TLDRs;
- Oklo shares rose slightly after filings corrected exaggerated insider-selling estimates downward.
- SEC data shows insider sales totaled about $11M, not the widely reported $21M figure.
- Founder and CFO trades were mostly pre-arranged or option-based transactions, not sudden exits.
- Investors remain focused on cash burn, zero revenue, and AI nuclear energy growth potential.
Oklo (NASDAQ: OKLO) shares edged slightly higher after regulatory filings clarified that insider stock sales were significantly lower than previously reported market estimates.
While some early summaries suggested insiders had offloaded around $21 million worth of shares, a detailed review of SEC disclosures shows the actual total is closer to $10.9–$11 million. The correction helped ease some investor concerns that had been building around insider activity following a recent earnings miss.
The selling activity involved co-founders Jacob DeWitte and Caroline Cochran, alongside CFO Richard Bealmear, all of whom executed transactions under pre-arranged Rule 10b5-1 trading plans or option-related sales. Market participants had initially misinterpreted overlapping filings, leading to inflated totals that were later adjusted when duplicate family-linked transactions were properly accounted for.

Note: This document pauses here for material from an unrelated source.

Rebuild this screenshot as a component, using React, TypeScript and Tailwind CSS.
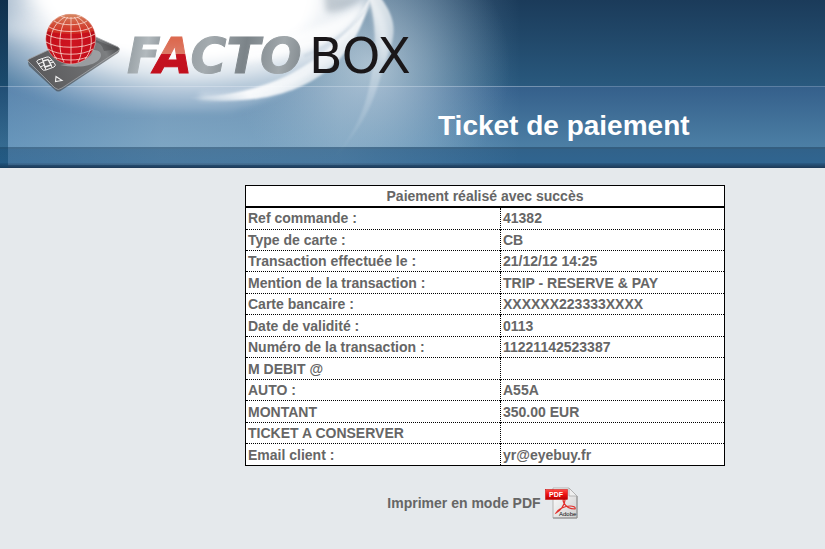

Founder Trades Under Scrutiny
A closer look at the filings shows that both founders reported identical share sale patterns that included trust and spousal accounts. DeWitte disclosed the sale of 100,000 shares from personal and associated trust holdings, while Cochran’s filing mirrored similar volumes but in reverse order of reporting. When aggregated correctly, these overlapping entries led to a double-counting effect in earlier market estimates.
Once adjusted, founder-linked selling totaled roughly 200,000 shares, translating to approximately $10.1 million in proceeds. Despite the sales, both executives still retain significant direct and indirect ownership stakes in the company, largely through family trusts and long-term holdings. The clarification helped reduce speculation that insiders were aggressively exiting positions.
Cash Burn and Earnings Pressure
The insider activity comes at a sensitive time for Oklo, which has yet to generate revenue and reported a net loss of $105.7 million for 2025. The company also missed quarterly expectations in March and signaled higher cash burn for 2026 as it continues advancing its nuclear energy projects.
According to filings, Oklo expects operating expenses between $80 million and $100 million in 2026, alongside projected investment outflows of $350 million to $450 million. Even with $788.4 million in cash reserves at the end of 2025, investors remain focused on how long the company can sustain heavy development spending before meaningful revenue begins.
AI Nuclear Bet Still Intact
Despite financial pressure, investor interest in Oklo remains tied to its long-term positioning in the emerging AI-driven nuclear energy market. Earlier momentum was fueled by major tech-sector partnerships, including agreements linked to large-scale data center power demand.
The broader sector narrative remains strong, with companies like Meta and Microsoft increasingly turning toward nuclear solutions for AI infrastructure energy needs. However, uncertainty persists, as no U.S. small modular reactor has yet reached commercial operation, and regulatory, fuel supply, and construction hurdles continue to slow deployment timelines.
Analysts remain split. Some highlight Oklo’s strong funding position and industry tailwinds, while others caution that the company is still in early development stages with execution risks ahead. A key milestone later in 2026 is expected to be closely watched by the market.
Market Reaction Remains Muted
Oklo shares traded around $48.76 following the filing clarification, reflecting a modest gain as investors digested the corrected insider-sale figures. The stock’s movement suggests that while concerns over insider selling briefly weighed on sentiment, the revised numbers reduced the perceived severity of the sell-off.
Still, volatility remains likely as investors balance optimism around AI-driven nuclear demand with the company’s lack of revenue and rising development costs.